Decades ago, American children faced a dreaded daily routine to prevent rickets and promote overall health: swallowing cod liver oil.
“Before the 1930s, when milk began to be fortified with vitamin D in this country, it was very, very common that children would have been given cod liver oil as a source of vitamin D,” said Allen Knehans, professor of nutritional sciences at the University of Oklahoma Health Sciences Center.
However, a report issued this month by 16 experts said cod liver oil is not a good source of vital vitamin D because the oil also includes toxic levels of vitamin A.
“Americans continue to consume multivitamins and/or cod liver oil containing disproportionately small amounts of vitamin D but detrimental quantities of vitamin A,” the experts said in the report in the Annals of Otology, Rhinology & Laryngology. The high level of vitamin A in cod liver oil “will mask the benefit of adequate vitamin D nutrition,” it said.

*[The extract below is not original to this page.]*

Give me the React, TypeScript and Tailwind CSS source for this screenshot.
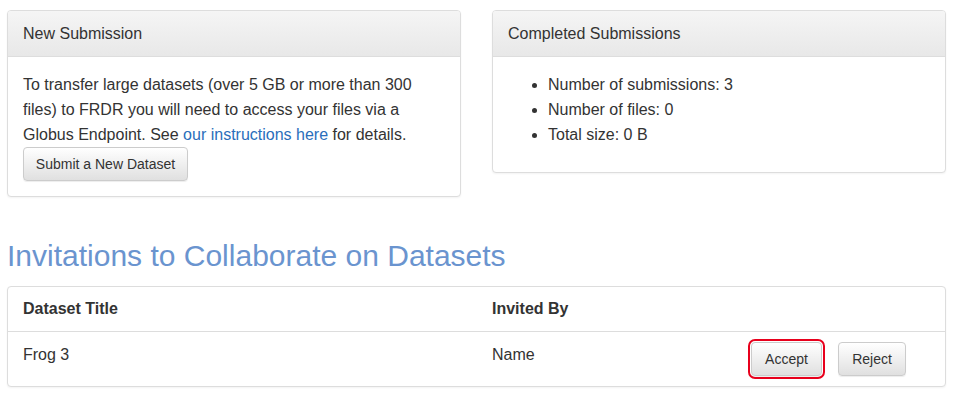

Knehans, who was not involved in creating the report, said vitamin A is “clearly toxic” and that high doses over a long period could result in blurred vision, stupor, even coma. “It can be pretty serious.”
The report lauded many apparent benefits of vitamin D, from reduction of influenza and respiratory infections to increased immunity and even prevention of cancer, diabetes and chronic diseases. It also warned of dangers of vitamin D deficiency, including autism, asthma and autoimmune diabetes.
Diet alone cannot solve the problem, the scientists said.
They also said many multivitamins contain far too much vitamin A and far too little vitamin D. They called on federal officials to boost the recommended levels of vitamin D, saying “current official guidelines and limitations for vitamin D intakes are scientifically indefensible.”
Federal guidelines urge people to have a daily vitamin D intake of 200 IU for infants to 600 IU for those 71 and older.